CHALLENGE: Copy, exactly and only, the lines from the one with "Convert this screenshot to React, TypeScript" up to and including the one with "import React from", leaving pictures out.

TASK MATERIAL:
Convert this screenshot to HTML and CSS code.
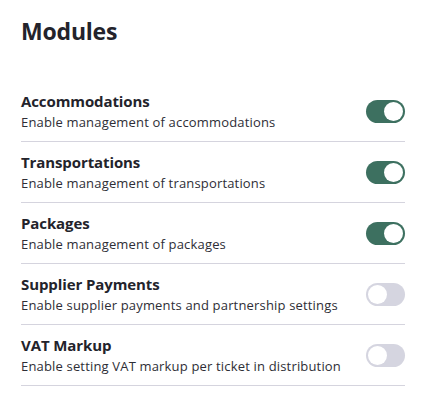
FILE: index.html
```html
<!DOCTYPE html>
<html lang="en">
<head>
<meta charset="utf-8">
<title>Modules</title>
<link rel="stylesheet" href="styles.css">
</head>
<body>
<main class="panel">
  <h1 class="title">Modules</h1>
  <ul class="modules">
    <li class="module">
      <div class="module-text">
        <div class="module-name">Accommodations</div>
        <div class="module-desc">Enable management of accommodations</div>
      </div>
      <span class="toggle toggle-on" role="switch" aria-checked="true"><span class="knob"></span></span>
    </li>
    <li class="module">
      <div class="module-text">
        <div class="module-name">Transportations</div>
        <div class="module-desc">Enable management of transportations</div>
      </div>
      <span class="toggle toggle-on" role="switch" aria-checked="true"><span class="knob"></span></span>
    </li>
    <li class="module">
      <div class="module-text">
        <div class="module-name">Packages</div>
        <div class="module-desc">Enable management of packages</div>
      </div>
      <span class="toggle toggle-on" role="switch" aria-checked="true"><span class="knob"></span></span>
    </li>
    <li class="module">
      <div class="module-text">
        <div class="module-name">Supplier Payments</div>
        <div class="module-desc">Enable supplier payments and partnership settings</div>
      </div>
      <span class="toggle" role="switch" aria-checked="false"><span class="knob"></span></span>
    </li>
    <li class="module">
      <div class="module-text">
        <div class="module-name">VAT Markup</div>
        <div class="module-desc">Enable setting VAT markup per ticket in distribution</div>
      </div>
      <span class="toggle" role="switch" aria-checked="false"><span class="knob"></span></span>
    </li>
  </ul>
</main>
</body>
</html>
```
FILE: styles.css
```css
html, body {
  margin: 0;
  padding: 0;
  background: #ffffff;
}

body {
  font-family: "Open Sans", "Noto Sans", sans-serif;
  color: #23232b;
}

.panel {
  padding: 14px 29px 0 21px;
}

.title {
  margin: 0;
  font-size: 23px;
  line-height: 34px;
  font-weight: 700;
  color: #23232b;
  letter-spacing: -0.2px;
}

.modules {
  list-style: none;
  margin: 33px 0 0;
  padding: 0;
}

.module {
  display: flex;
  align-items: center;
  justify-content: space-between;
  padding: 10px 0 9px;
  border-bottom: 1px solid #d5d4de;
}

.module-text {
  display: flex;
  flex-direction: column;
  gap: 2px;
}

.module-name {
  font-size: 15px;
  line-height: 20px;
  font-weight: 700;
  color: #23232b;
  letter-spacing: -0.1px;
}

.module-desc {
  font-size: 13px;
  line-height: 19px;
  color: #2e2e36;
  letter-spacing: 0.17px;
}

.toggle {
  position: relative;
  display: inline-flex;
  align-items: center;
  box-sizing: border-box;
  width: 39px;
  height: 23px;
  padding: 2px;
  border-radius: 12px;
  background: #d5d5e0;
  flex-shrink: 0;
}

.knob {
  width: 19px;
  height: 19px;
  border-radius: 50%;
  background: #ffffff;
  box-sizing: border-box;
}

.toggle-on {
  background: #3d7060;
  justify-content: flex-end;
}
```
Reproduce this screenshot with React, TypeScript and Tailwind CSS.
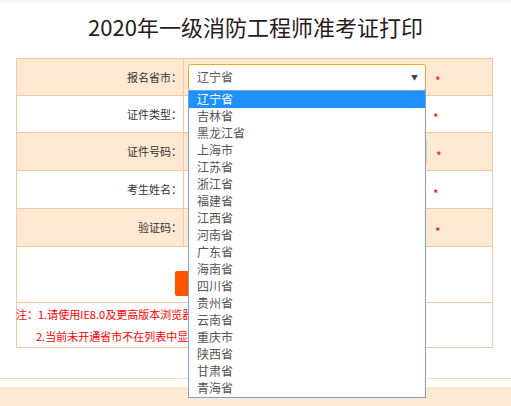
import { ChevronDown } from "lucide-react";

const PROVINCES = [
  "辽宁省",
  "吉林省",
  "黑龙江省",
  "上海市",
  "江苏省",
  "浙江省",
  "福建省",
  "江西省",
  "河南省",
  "广东省",
  "海南省",
  "四川省",
  "贵州省",
  "云南省",
  "重庆市",
  "陕西省",
  "甘肃省",
  "青海省",
];

function Star() {
  return (
    <span className="ml-[9px] mt-[8px] text-[12px] leading-none text-[#ff0000]">*</span>
  );
}

function Row({
  label,
  shaded,
  height,
  children,
}: {
  label: string;
  shaded?: boolean;
  height: string;
  children: React.ReactNode;
}) {
  return (
    <div
      className={`flex border-b border-[#f5c6a1] ${height} ${
        shaded ? "bg-[#fde9d2]" : "bg-white"
      }`}
    >
      <div className="flex w-[167px] items-center justify-end border-r border-[#f5c6a1] pr-[1px] text-[11px] text-[#333]">
        {label}
      </div>
      <div className="flex flex-1 items-center pl-[4px]">{children}</div>
    </div>
  );
}

export default function App() {
  return (
    <div className="relative h-[406px] w-[511px] overflow-hidden bg-white font-['Noto_Sans_CJK_SC',sans-serif]">
      <div className="h-[3px] bg-[#fdf6ee]" />
      <div className="h-[55px] pt-[8px] text-center text-[22px] leading-[30px] text-[#2a1a1a]">
        2020年一级消防工程师准考证打印
      </div>

      <div className="ml-[16px] w-[477px] border-x border-t border-[#f5c6a1]">
        <Row label="报名省市：" shaded height="h-[37px]">
          <div className="relative">
            <div className="flex h-[27px] w-[238px] items-center justify-between rounded-[3px] border border-[#f2a43a] bg-white pl-[8px] pr-[7px] text-[12px] text-[#555]">
              <span>辽宁省</span>
              <span className="text-[7px] leading-none text-[#444]">▼</span>
            </div>
            <ul className="absolute left-0 top-[26px] z-10 w-[238px] border border-[#7f9fd2] bg-white">
              {PROVINCES.map((p, i) => (
                <li
                  key={p}
                  className={`flex h-[17px] items-center pl-[8px] text-[12px] ${
                    i === 0 ? "bg-[#1e90ff] text-white" : "text-[#555]"
                  }`}
                >
                  {p}
                </li>
              ))}
            </ul>
          </div>
          <Star />
        </Row>
        <Row label="证件类型：" height="h-[37px]">
          <div className="flex h-[26px] w-[236px] items-center justify-between rounded-[3px] border border-[#ccc] px-[6px] text-[12px] text-[#555]">
            <span>身份证</span>
            <ChevronDown className="size-3" />
          </div>
          <Star />
        </Row>
        <Row label="证件号码：" shaded height="h-[38px]">
          <div className="h-[27px] w-[239px] rounded-[3px] border border-[#ccc] bg-white" />
          <Star />
        </Row>
        <Row label="考生姓名：" height="h-[38px]">
          <div className="h-[27px] w-[236px] rounded-[3px] border border-[#ccc] bg-white" />
          <Star />
        </Row>
        <Row label="验证码：" shaded height="h-[38px]">
          <div className="flex w-[238px] items-center gap-2">
            <div className="h-[27px] w-[120px] rounded-[3px] border border-[#ccc] bg-white" />
            <div className="h-[27px] w-[80px] bg-[#eee]" />
          </div>
          <Star />
        </Row>

        <div className="flex h-[56px] justify-center border-b border-[#f5c6a1] pt-[24px]">
          <button className="h-[25px] w-[160px] rounded-[2px] bg-[#ff5500] text-[13px] text-white">
            打印准考证
          </button>
        </div>

        <div className="h-[45px] border-b border-[#f5c6a1] text-[11px] leading-[22px] text-[#ff0000]">
          <div className="-ml-[1px]">注：1.请使用IE8.0及更高版本浏览器，否则可能无法正常打印</div>
          <div className="pl-[19px]">2.当前未开通省市不在列表中显示</div>
        </div>
      </div>

      <div className="mt-[30px] h-px bg-[#fadcc3]" />
      <div className="mt-[8px] h-[40px] bg-[#fde9d2]" />
    </div>
  );
}
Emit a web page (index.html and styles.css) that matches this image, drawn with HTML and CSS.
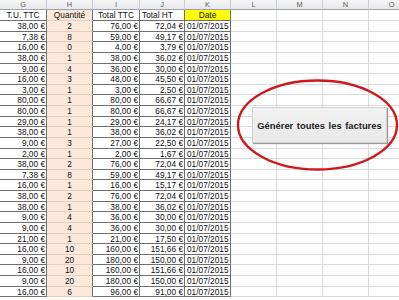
FILE: index.html
```html
<!DOCTYPE html>
<html lang="fr">
<head>
<meta charset="utf-8">
<title>Factures</title>
<link rel="stylesheet" href="styles.css">
</head>
<body>
<div class="sheet">
  <div class="h">G</div><div class="h">H</div><div class="h">I</div><div class="h">J</div><div class="h">K</div><div class="h">L</div><div class="h">M</div><div class="h">N</div><div class="h">O</div>
  <div class="c t">T.U. TTC</div><div class="c q">Quantité</div><div class="c t">Total TTC</div><div class="c tl">Total HT</div><div class="c y">Date</div><div class="c e"></div><div class="c e"></div><div class="c e"></div><div class="c e"></div>
  <div class="c n">38,00 €</div><div class="c q">2</div><div class="c n">76,00 €</div><div class="c n">72,04 €</div><div class="c d">01/07/2015</div><div class="c e"></div><div class="c e"></div><div class="c e"></div><div class="c e"></div>
  <div class="c n">7,38 €</div><div class="c q">8</div><div class="c n">59,00 €</div><div class="c n">49,17 €</div><div class="c d">01/07/2015</div><div class="c e"></div><div class="c e"></div><div class="c e"></div><div class="c e"></div>
  <div class="c n">16,00 €</div><div class="c q">0</div><div class="c n">4,00 €</div><div class="c n">3,79 €</div><div class="c d">01/07/2015</div><div class="c e"></div><div class="c e"></div><div class="c e"></div><div class="c e"></div>
  <div class="c n">38,00 €</div><div class="c q">1</div><div class="c n">38,00 €</div><div class="c n">36,02 €</div><div class="c d">01/07/2015</div><div class="c e"></div><div class="c e"></div><div class="c e"></div><div class="c e"></div>
  <div class="c n">9,00 €</div><div class="c q">4</div><div class="c n">36,00 €</div><div class="c n">30,00 €</div><div class="c d">01/07/2015</div><div class="c e"></div><div class="c e"></div><div class="c e"></div><div class="c e"></div>
  <div class="c n">16,00 €</div><div class="c q">3</div><div class="c n">48,00 €</div><div class="c n">45,50 €</div><div class="c d">01/07/2015</div><div class="c e"></div><div class="c e"></div><div class="c e"></div><div class="c e"></div>
  <div class="c n">3,00 €</div><div class="c q">1</div><div class="c n">3,00 €</div><div class="c n">2,50 €</div><div class="c d">01/07/2015</div><div class="c e"></div><div class="c e"></div><div class="c e"></div><div class="c e"></div>
  <div class="c n">80,00 €</div><div class="c q">1</div><div class="c n">80,00 €</div><div class="c n">66,67 €</div><div class="c d">01/07/2015</div><div class="c e"></div><div class="c e"></div><div class="c e"></div><div class="c e"></div>
  <div class="c n">80,00 €</div><div class="c q">1</div><div class="c n">80,00 €</div><div class="c n">66,67 €</div><div class="c d">01/07/2015</div><div class="c e"></div><div class="c e"></div><div class="c e"></div><div class="c e"></div>
  <div class="c n">29,00 €</div><div class="c q">1</div><div class="c n">29,00 €</div><div class="c n">24,17 €</div><div class="c d">01/07/2015</div><div class="c e"></div><div class="c e"></div><div class="c e"></div><div class="c e"></div>
  <div class="c n">38,00 €</div><div class="c q">1</div><div class="c n">38,00 €</div><div class="c n">36,02 €</div><div class="c d">01/07/2015</div><div class="c e"></div><div class="c e"></div><div class="c e"></div><div class="c e"></div>
  <div class="c n">9,00 €</div><div class="c q">3</div><div class="c n">27,00 €</div><div class="c n">22,50 €</div><div class="c d">01/07/2015</div><div class="c e"></div><div class="c e"></div><div class="c e"></div><div class="c e"></div>
  <div class="c n">2,00 €</div><div class="c q">1</div><div class="c n">2,00 €</div><div class="c n">1,67 €</div><div class="c d">01/07/2015</div><div class="c e"></div><div class="c e"></div><div class="c e"></div><div class="c e"></div>
  <div class="c n">38,00 €</div><div class="c q">2</div><div class="c n">76,00 €</div><div class="c n">72,04 €</div><div class="c d">01/07/2015</div><div class="c e"></div><div class="c e"></div><div class="c e"></div><div class="c e"></div>
  <div class="c n">7,38 €</div><div class="c q">8</div><div class="c n">59,00 €</div><div class="c n">49,17 €</div><div class="c d">01/07/2015</div><div class="c e"></div><div class="c e"></div><div class="c e"></div><div class="c e"></div>
  <div class="c n">16,00 €</div><div class="c q">1</div><div class="c n">16,00 €</div><div class="c n">15,17 €</div><div class="c d">01/07/2015</div><div class="c e"></div><div class="c e"></div><div class="c e"></div><div class="c e"></div>
  <div class="c n">38,00 €</div><div class="c q">2</div><div class="c n">76,00 €</div><div class="c n">72,04 €</div><div class="c d">01/07/2015</div><div class="c e"></div><div class="c e"></div><div class="c e"></div><div class="c e"></div>
  <div class="c n">38,00 €</div><div class="c q">1</div><div class="c n">38,00 €</div><div class="c n">36,02 €</div><div class="c d">01/07/2015</div><div class="c e"></div><div class="c e"></div><div class="c e"></div><div class="c e"></div>
  <div class="c n">9,00 €</div><div class="c q">4</div><div class="c n">36,00 €</div><div class="c n">30,00 €</div><div class="c d">01/07/2015</div><div class="c e"></div><div class="c e"></div><div class="c e"></div><div class="c e"></div>
  <div class="c n">9,00 €</div><div class="c q">4</div><div class="c n">36,00 €</div><div class="c n">30,00 €</div><div class="c d">01/07/2015</div><div class="c e"></div><div class="c e"></div><div class="c e"></div><div class="c e"></div>
  <div class="c n">21,00 €</div><div class="c q">1</div><div class="c n">21,00 €</div><div class="c n">17,50 €</div><div class="c d">01/07/2015</div><div class="c e"></div><div class="c e"></div><div class="c e"></div><div class="c e"></div>
  <div class="c n">16,00 €</div><div class="c q">10</div><div class="c n">160,00 €</div><div class="c n">151,66 €</div><div class="c d">01/07/2015</div><div class="c e"></div><div class="c e"></div><div class="c e"></div><div class="c e"></div>
  <div class="c n">9,00 €</div><div class="c q">20</div><div class="c n">180,00 €</div><div class="c n">150,00 €</div><div class="c d">01/07/2015</div><div class="c e"></div><div class="c e"></div><div class="c e"></div><div class="c e"></div>
  <div class="c n">16,00 €</div><div class="c q">10</div><div class="c n">160,00 €</div><div class="c n">151,66 €</div><div class="c d">01/07/2015</div><div class="c e"></div><div class="c e"></div><div class="c e"></div><div class="c e"></div>
  <div class="c n">9,00 €</div><div class="c q">20</div><div class="c n">180,00 €</div><div class="c n">150,00 €</div><div class="c d">01/07/2015</div><div class="c e"></div><div class="c e"></div><div class="c e"></div><div class="c e"></div>
  <div class="c n">16,00 €</div><div class="c q">6</div><div class="c n">96,00 €</div><div class="c n">91,00 €</div><div class="c d">01/07/2015</div><div class="c e"></div><div class="c e"></div><div class="c e"></div><div class="c e"></div>
</div>
<svg class="ring" width="164" height="94" viewBox="0 0 164 94" aria-hidden="true">
  <ellipse cx="81.5" cy="46" rx="79.5" ry="44.5" fill="none" stroke="#d0191b" stroke-width="2.4"/>
</svg>
<div class="btn">Générer toutes les factures</div>
</body>
</html>
```
FILE: styles.css
```css
html, body {
  margin: 0;
  padding: 0;
  background: #ffffff;
  overflow: hidden;
}

body {
  width: 399px;
  height: 300px;
  position: relative;
  font-family: "Liberation Sans", Arial, sans-serif;
}

.sheet {
  display: grid;
  grid-template-columns: 47px 46px 47px 45px 46px 46px 46px 46px 46px;
  grid-template-rows: 10px 11px repeat(26, 10.63px);
  width: 415px;
}

.h {
  box-sizing: border-box;
  background: linear-gradient(#f5f5f5, #e7e8ea);
  border-right: 1px solid #c9cbcf;
  border-bottom: 1px solid #9ea3a9;
  color: #5b5b5b;
  font-size: 7.4px;
  line-height: 9px;
  text-align: center;
}

.c {
  box-sizing: border-box;
  border-right: 1px solid #6f6f6f;
  border-bottom: 1px solid #6f6f6f;
  font-size: 8.3px;
  line-height: 10px;
  color: #111111;
  padding: 0 2px;
  white-space: nowrap;
  overflow: hidden;
}

.t { text-align: center; }
.tl { text-align: left; padding-left: 2px; }
.n { text-align: right; padding-right: 1px; }
.d { text-align: left; padding-left: 2px; }

.q {
  text-align: center;
  background: #fde9d9;
  border-bottom-color: #e9cdbb;
}

.y {
  text-align: center;
  background: #ffff00;
}

.e {
  border-right-color: #d9dadc;
  border-bottom-color: #d9dadc;
}

.ring {
  position: absolute;
  left: 236px;
  top: 79px;
}

.btn {
  position: absolute;
  left: 252px;
  top: 107px;
  width: 135px;
  height: 36px;
  box-sizing: border-box;
  background: linear-gradient(#f2f2f2, #e9e9e9);
  border: 1px solid #cfcfcf;
  box-shadow: 1px 1px 1px #9a9a9a;
  color: #1c1c1c;
  font-weight: bold;
  font-size: 9.4px;
  word-spacing: 1px;
  display: flex;
  align-items: center;
  justify-content: center;
  white-space: nowrap;
}
```
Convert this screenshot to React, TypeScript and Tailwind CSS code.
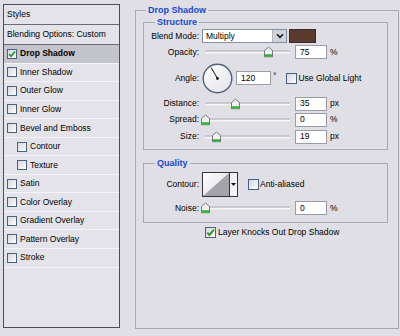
import React from "react";

function Check({ checked = false, size = 11 }: { checked?: boolean; size?: number }) {
  return (
    <span
      className="inline-flex shrink-0 items-center justify-center border border-[#4a6282] bg-linear-to-br from-[#d6d6dc] to-[#ffffff]"
      style={{ width: size, height: size }}
    >
      {checked && (
        <svg width={size - 2} height={size - 2} viewBox="0 0 9 9">
          <path d="M1.2 4.6 L3.5 7 L7.8 1.6" stroke="#1f9e1f" strokeWidth="1.9" fill="none" />
        </svg>
      )}
    </span>
  );
}

function Thumb({ left }: { left: number }) {
  return (
    <svg
      width="9"
      height="11"
      viewBox="0 0 9 11"
      className="absolute top-1/2 -translate-y-1/2"
      style={{ left }}
    >
      <path d="M4.5 0.5 L8.5 4 L8.5 10.5 L0.5 10.5 L0.5 4 Z" fill="#f2f2f2" stroke="#777780" />
      <rect x="1" y="7.8" width="7" height="2.4" fill="#2db02d" />
    </svg>
  );
}

function Slider({ left }: { left: number }) {
  return (
    <div className="relative w-[91px] h-full shrink-0">
      <div className="absolute left-[4px] w-[85px] top-1/2 -translate-y-1/2 h-[3px] border-t border-[#a2a2aa] bg-[#f6f6f6]" />
      <Thumb left={left} />
    </div>
  );
}

function Input({ value, w = 32 }: { value: string; w?: number }) {
  return (
    <div
      className="h-[14px] shrink-0 bg-white border border-[#9c9ca6] pl-[4px] flex items-center leading-none"
      style={{ width: w }}
    >
      {value}
    </div>
  );
}

function SliderRow({ label, h, thumb, value, unit }: { label: string; h: number; thumb: number; value: string; unit: string }) {
  return (
    <div className="flex items-center" style={{ height: h }}>
      <div className="w-[55px] shrink-0 text-right">{label}</div>
      <div className="ml-[2px] h-full flex items-center">
        <Slider left={thumb} />
      </div>
      <div className="ml-[3px]">
        <Input value={value} />
      </div>
      <div className="ml-[3px]">{unit}</div>
    </div>
  );
}

const items: { label: string; checked?: boolean; selected?: boolean; indent?: boolean }[] = [
  { label: "Drop Shadow", checked: true, selected: true },
  { label: "Inner Shadow" },
  { label: "Outer Glow" },
  { label: "Inner Glow" },
  { label: "Bevel and Emboss" },
  { label: "Contour", indent: true },
  { label: "Texture", indent: true },
  { label: "Satin" },
  { label: "Color Overlay" },
  { label: "Gradient Overlay" },
  { label: "Pattern Overlay" },
  { label: "Stroke" },
];

export default function App() {
  return (
    <div className="w-[400px] h-[336px] bg-[#dfdfe5] flex items-start overflow-hidden font-['Liberation_Sans',Arial,sans-serif] text-[8.5px] text-black">
      {/* Left list */}
      <div className="mt-[4px] ml-[3px] w-[117px] h-[324px] shrink-0 border border-[#4d4d56] bg-[#e3e3e9] flex flex-col">
        <div className="h-[20px] border-b border-[#6a6a74] flex items-center pl-[3px]">Styles</div>
        <div className="h-[20px] border-b border-[#6a6a74] flex items-center pl-[3px]">Blending Options: Custom</div>
        {items.map((it) => (
          <div
            key={it.label}
            className={`h-[18.55px] border-b border-[#f4f4f8] flex items-center ${it.selected ? "bg-[#c4c4cc] font-bold" : ""} ${it.indent ? "pl-[13px]" : "pl-[3px]"}`}
          >
            <Check checked={it.checked} size={10} />
            <span className="ml-[3px]">{it.label}</span>
          </div>
        ))}
      </div>

      {/* Right panel */}
      <fieldset className="ml-[15px] mt-[4px] w-[264px] h-[325px] shrink-0 border border-[#a8a8b2] p-0 m-0 min-w-0">
        <legend className="ml-[10px] px-[2px] text-[9px] leading-[12px] font-bold text-[#1a48d0]">Drop Shadow</legend>
        <div className="pl-[7px] pr-[10px] flex flex-col">
          {/* Structure */}
          <fieldset className="h-[134px] border border-[#a8a8b2] p-0 m-0 min-w-0">
            <legend className="ml-[11px] px-[2px] text-[9px] leading-[12px] font-bold text-[#1a48d0]">Structure</legend>
            <div className="flex flex-col">
              <div className="h-[16px] flex items-center">
                <div className="w-[55px] shrink-0 text-right">Blend Mode:</div>
                <div className="ml-[3px] w-[85px] h-[14px] bg-white border border-[#8490a2] flex items-center">
                  <span className="pl-[3px] flex-1">Multiply</span>
                  <div className="w-[14px] h-full bg-[#d2d2da] border-l border-[#b4b4be] flex items-center justify-center">
                    <svg width="8" height="6" viewBox="0 0 8 6">
                      <path d="M1 1.2 L4 4.4 L7 1.2" stroke="#1a1a1a" strokeWidth="1.6" fill="none" />
                    </svg>
                  </div>
                </div>
                <div className="ml-[2px] w-[27px] h-[14px] bg-[#5a3b2e] border border-[#2e2e34]" />
              </div>
              <SliderRow label="Opacity:" h={16} thumb={63} value="75" unit="%" />
              <div className="h-[36px] flex items-center">
                <div className="w-[55px] shrink-0 text-right">Angle:</div>
                <svg width="31" height="31" viewBox="0 0 31 31" className="ml-[3px] shrink-0">
                  <defs>
                    <linearGradient id="dial" x1="0" y1="0" x2="1" y2="1">
                      <stop offset="0" stopColor="#ffffff" />
                      <stop offset="1" stopColor="#e2e2e8" />
                    </linearGradient>
                  </defs>
                  <circle cx="15.5" cy="15.5" r="14.3" fill="url(#dial)" stroke="#51607e" strokeWidth="1.4" />
                  <line x1="15.5" y1="15.5" x2="9.2" y2="4.6" stroke="#111" strokeWidth="1" />
                  <circle cx="15.5" cy="15.5" r="1.4" fill="#111" />
                </svg>
                <div className="ml-[3px]">
                  <Input value="120" w={35} />
                </div>
                <div className="ml-[2px] self-start mt-[10px]">°</div>
                <div className="ml-[10px] flex items-center">
                  <Check />
                  <span className="ml-[1px]">Use Global Light</span>
                </div>
              </div>
              <SliderRow label="Distance:" h={15} thumb={30} value="35" unit="px" />
              <SliderRow label="Spread:" h={17} thumb={0} value="0" unit="%" />
              <SliderRow label="Size:" h={17} thumb={11} value="19" unit="px" />
            </div>
          </fieldset>

          {/* Quality */}
          <fieldset className="mt-[7px] h-[66px] border border-[#a8a8b2] p-0 m-0 min-w-0">
            <legend className="ml-[11px] px-[2px] text-[9px] leading-[12px] font-bold text-[#1a48d0]">Quality</legend>
            <div className="flex flex-col">
              <div className="h-[30px] flex items-center">
                <div className="w-[55px] shrink-0 text-right">Contour:</div>
                <div className="ml-[3px] w-[36px] h-[25px] border border-[#34343a] flex bg-white shrink-0">
                  <svg width="26" height="23" viewBox="0 0 26 23" className="shrink-0">
                    <defs>
                      <linearGradient id="ct" x1="0" y1="0" x2="1" y2="1">
                        <stop offset="0" stopColor="#ffffff" />
                        <stop offset="1" stopColor="#dcdce2" />
                      </linearGradient>
                    </defs>
                    <rect x="0" y="0" width="26" height="23" fill="url(#ct)" />
                    <polygon points="0,23 26,0 26,23" fill="#a3a3ab" />
                  </svg>
                  <div className="flex-1 border-l border-[#34343a] bg-[#f2f2f4] flex items-center justify-center">
                    <svg width="5" height="3" viewBox="0 0 5 3">
                      <polygon points="0,0 5,0 2.5,3" fill="#111" />
                    </svg>
                  </div>
                </div>
                <div className="ml-[10px] flex items-center">
                  <Check />
                  <span className="ml-[1px]">Anti-aliased</span>
                </div>
              </div>
              <SliderRow label="Noise:" h={18} thumb={0} value="0" unit="%" />
            </div>
          </fieldset>

          <div className="mt-[3px] h-[12px] flex items-center pl-[62px]">
            <Check checked />
            <span className="ml-[2px]">Layer Knocks Out Drop Shadow</span>
          </div>
        </div>
      </fieldset>
    </div>
  );
}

EXPECTED OUTPUT:
Convert this screenshot to React, TypeScript and Tailwind CSS code.
import React from "react";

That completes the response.